Data segment:
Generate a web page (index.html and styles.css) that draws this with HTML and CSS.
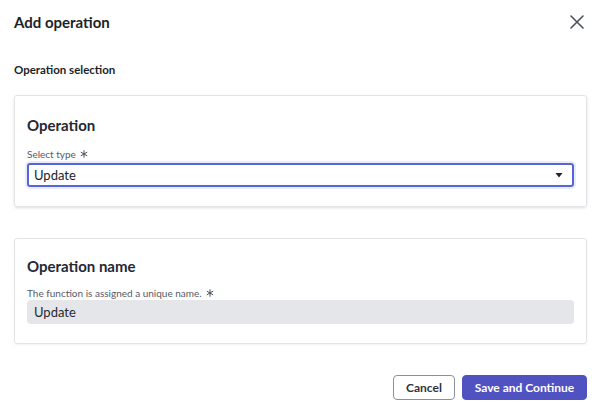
FILE: index.html
```html
<!DOCTYPE html>
<html lang="en">
<head>
<meta charset="UTF-8" />
<meta name="viewport" content="width=device-width, initial-scale=1" />
<title>Add operation</title>
<link rel="stylesheet" href="styles.css">
</head>
<body>

<div class="modal">
  <!-- Header -->
  <div class="modal-header">
    <h1 class="modal-title">Add operation</h1>
    <button class="close-btn" aria-label="Close">
      <svg width="14" height="14" viewBox="0 0 14 14">
        <path d="M1 1 L13 13 M13 1 L1 13" stroke="#4b505c" stroke-width="1.6" stroke-linecap="round" fill="none" />
      </svg>
    </button>
  </div>

  <h2 class="section-label">Operation selection</h2>

  <!-- Operation type -->
  <div class="card card-active">
    <h3 class="card-title">Operation</h3>
    <div class="field field-select">
      <label class="field-label">Select type
        <svg class="required" width="8" height="8" viewBox="0 0 8 8">
          <path d="M4 0.3 V7.7 M0.8 2.15 L7.2 5.85 M0.8 5.85 L7.2 2.15" stroke="#4b505c" stroke-width="1" fill="none" />
        </svg>
      </label>
      <div class="select">
        <span>Update</span>
        <svg width="8" height="5" viewBox="0 0 8 5"><path d="M0.5 0 H7.5 L4 4.5 Z" fill="#1f2430" /></svg>
      </div>
    </div>
  </div>

  <!-- Operation name -->
  <div class="card">
    <h3 class="card-title">Operation name</h3>
    <div class="field">
      <label class="field-label">The function is assigned a unique name.
        <svg class="required" width="8" height="8" viewBox="0 0 8 8">
          <path d="M4 0.3 V7.7 M0.8 2.15 L7.2 5.85 M0.8 5.85 L7.2 2.15" stroke="#4b505c" stroke-width="1" fill="none" />
        </svg>
      </label>
      <div class="input-readonly">Update</div>
    </div>
  </div>

  <!-- Footer -->
  <div class="modal-footer">
    <button class="btn btn-secondary">Cancel</button>
    <button class="btn btn-primary">Save and Continue</button>
  </div>
</div>

</body>
</html>
```

FILE: styles.css
```css
body {
  margin: 0;
  background: #fff;
  font-family: Lato, "Liberation Sans", sans-serif;
  color: #1f2430;
}

.modal {
  padding: 12px 13px 0 14px;
}

.modal-header {
  display: flex;
  justify-content: space-between;
  align-items: center;
  height: 20px;
}

.modal-title {
  margin: 0;
  font-size: 15px;
  line-height: 20px;
  font-weight: 700;
  color: #1c1f27;
}

.close-btn {
  background: none;
  border: none;
  padding: 0;
  margin-right: 3px;
  width: 14px;
  height: 14px;
  display: flex;
  cursor: pointer;
}

.section-label {
  margin: 30px 0 0;
  font-size: 11.5px;
  line-height: 16px;
  font-weight: 700;
  color: #1c1f27;
}

/* Cards */
.card {
  margin-top: 31px;
  border: 1px solid #e3e4e8;
  border-radius: 3px;
  padding: 17px 12px 19px;
  box-shadow: 0 1px 2px rgba(0, 0, 0, 0.05);
}

.card-active {
  margin-top: 17px;
  padding-top: 19px;
  box-shadow: 0 1px 3px rgba(0, 0, 0, 0.13);
}

.card-title {
  margin: 0;
  font-size: 15px;
  line-height: 20px;
  font-weight: 700;
  color: #232834;
}

.field {
  margin-top: 11px;
}

.field-select {
  margin-top: 13px;
}

.field-label {
  display: flex;
  align-items: center;
  gap: 4px;
  font-size: 10px;
  line-height: 12px;
  color: #555a66;
  margin-bottom: 1px;
}

.field-select .field-label {
  margin-bottom: 3px;
}

.select {
  height: 24px;
  box-sizing: border-box;
  border: 2px solid #5566dd;
  border-radius: 3px;
  box-shadow: 0 0 0 2px rgba(85, 102, 221, 0.12);
  display: flex;
  align-items: center;
  justify-content: space-between;
  padding: 0 9px 0 5px;
  font-size: 13px;
  color: #1a1e28;
}

.input-readonly {
  height: 24px;
  box-sizing: border-box;
  background: #e5e6ea;
  border-radius: 4px;
  display: flex;
  align-items: center;
  padding: 0 7px;
  font-size: 13px;
  color: #262a34;
}

/* Footer */
.modal-footer {
  display: flex;
  justify-content: flex-end;
  gap: 7px;
  margin-top: 31px;
}

.btn {
  height: 25px;
  border-radius: 4px;
  font-family: Lato, "Liberation Sans", sans-serif;
  font-size: 12px;
  font-weight: 700;
  cursor: pointer;
}

.btn-secondary {
  width: 62px;
  background: #fff;
  border: 1px solid #8c909a;
  color: #2f333d;
}

.btn-primary {
  width: 125px;
  background: #5152c2;
  border: 1px solid #5152c2;
  color: #fff;
}
```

Exercise goal: Omit every picture, then reproduce the rest of the listing exactly.

Solution for this task:
Generate a web page (index.html and styles.css) that draws this with HTML and CSS.
FILE: index.html
```html
<!DOCTYPE html>
<html lang="en">
<head>
<meta charset="UTF-8" />
<meta name="viewport" content="width=device-width, initial-scale=1" />
<title>Add operation</title>
<link rel="stylesheet" href="styles.css">
</head>
<body>

<div class="modal">
  <!-- Header -->
  <div class="modal-header">
    <h1 class="modal-title">Add operation</h1>
    <button class="close-btn" aria-label="Close">
      <svg width="14" height="14" viewBox="0 0 14 14">
        <path d="M1 1 L13 13 M13 1 L1 13" stroke="#4b505c" stroke-width="1.6" stroke-linecap="round" fill="none" />
      </svg>
    </button>
  </div>

  <h2 class="section-label">Operation selection</h2>

  <!-- Operation type -->
  <div class="card card-active">
    <h3 class="card-title">Operation</h3>
    <div class="field field-select">
      <label class="field-label">Select type
        <svg class="required" width="8" height="8" viewBox="0 0 8 8">
          <path d="M4 0.3 V7.7 M0.8 2.15 L7.2 5.85 M0.8 5.85 L7.2 2.15" stroke="#4b505c" stroke-width="1" fill="none" />
        </svg>
      </label>
      <div class="select">
        <span>Update</span>
        <svg width="8" height="5" viewBox="0 0 8 5"><path d="M0.5 0 H7.5 L4 4.5 Z" fill="#1f2430" /></svg>
      </div>
    </div>
  </div>

  <!-- Operation name -->
  <div class="card">
    <h3 class="card-title">Operation name</h3>
    <div class="field">
      <label class="field-label">The function is assigned a unique name.
        <svg class="required" width="8" height="8" viewBox="0 0 8 8">
          <path d="M4 0.3 V7.7 M0.8 2.15 L7.2 5.85 M0.8 5.85 L7.2 2.15" stroke="#4b505c" stroke-width="1" fill="none" />
        </svg>
      </label>
      <div class="input-readonly">Update</div>
    </div>
  </div>

  <!-- Footer -->
  <div class="modal-footer">
    <button class="btn btn-secondary">Cancel</button>
    <button class="btn btn-primary">Save and Continue</button>
  </div>
</div>

</body>
</html>
```

FILE: styles.css
```css
body {
  margin: 0;
  background: #fff;
  font-family: Lato, "Liberation Sans", sans-serif;
  color: #1f2430;
}

.modal {
  padding: 12px 13px 0 14px;
}

.modal-header {
  display: flex;
  justify-content: space-between;
  align-items: center;
  height: 20px;
}

.modal-title {
  margin: 0;
  font-size: 15px;
  line-height: 20px;
  font-weight: 700;
  color: #1c1f27;
}

.close-btn {
  background: none;
  border: none;
  padding: 0;
  margin-right: 3px;
  width: 14px;
  height: 14px;
  display: flex;
  cursor: pointer;
}

.section-label {
  margin: 30px 0 0;
  font-size: 11.5px;
  line-height: 16px;
  font-weight: 700;
  color: #1c1f27;
}

/* Cards */
.card {
  margin-top: 31px;
  border: 1px solid #e3e4e8;
  border-radius: 3px;
  padding: 17px 12px 19px;
  box-shadow: 0 1px 2px rgba(0, 0, 0, 0.05);
}

.card-active {
  margin-top: 17px;
  padding-top: 19px;
  box-shadow: 0 1px 3px rgba(0, 0, 0, 0.13);
}

.card-title {
  margin: 0;
  font-size: 15px;
  line-height: 20px;
  font-weight: 700;
  color: #232834;
}

.field {
  margin-top: 11px;
}

.field-select {
  margin-top: 13px;
}

.field-label {
  display: flex;
  align-items: center;
  gap: 4px;
  font-size: 10px;
  line-height: 12px;
  color: #555a66;
  margin-bottom: 1px;
}

.field-select .field-label {
  margin-bottom: 3px;
}

.select {
  height: 24px;
  box-sizing: border-box;
  border: 2px solid #5566dd;
  border-radius: 3px;
  box-shadow: 0 0 0 2px rgba(85, 102, 221, 0.12);
  display: flex;
  align-items: center;
  justify-content: space-between;
  padding: 0 9px 0 5px;
  font-size: 13px;
  color: #1a1e28;
}

.input-readonly {
  height: 24px;
  box-sizing: border-box;
  background: #e5e6ea;
  border-radius: 4px;
  display: flex;
  align-items: center;
  padding: 0 7px;
  font-size: 13px;
  color: #262a34;
}

/* Footer */
.modal-footer {
  display: flex;
  justify-content: flex-end;
  gap: 7px;
  margin-top: 31px;
}

.btn {
  height: 25px;
  border-radius: 4px;
  font-family: Lato, "Liberation Sans", sans-serif;
  font-size: 12px;
  font-weight: 700;
  cursor: pointer;
}

.btn-secondary {
  width: 62px;
  background: #fff;
  border: 1px solid #8c909a;
  color: #2f333d;
}

.btn-primary {
  width: 125px;
  background: #5152c2;
  border: 1px solid #5152c2;
  color: #fff;
}
```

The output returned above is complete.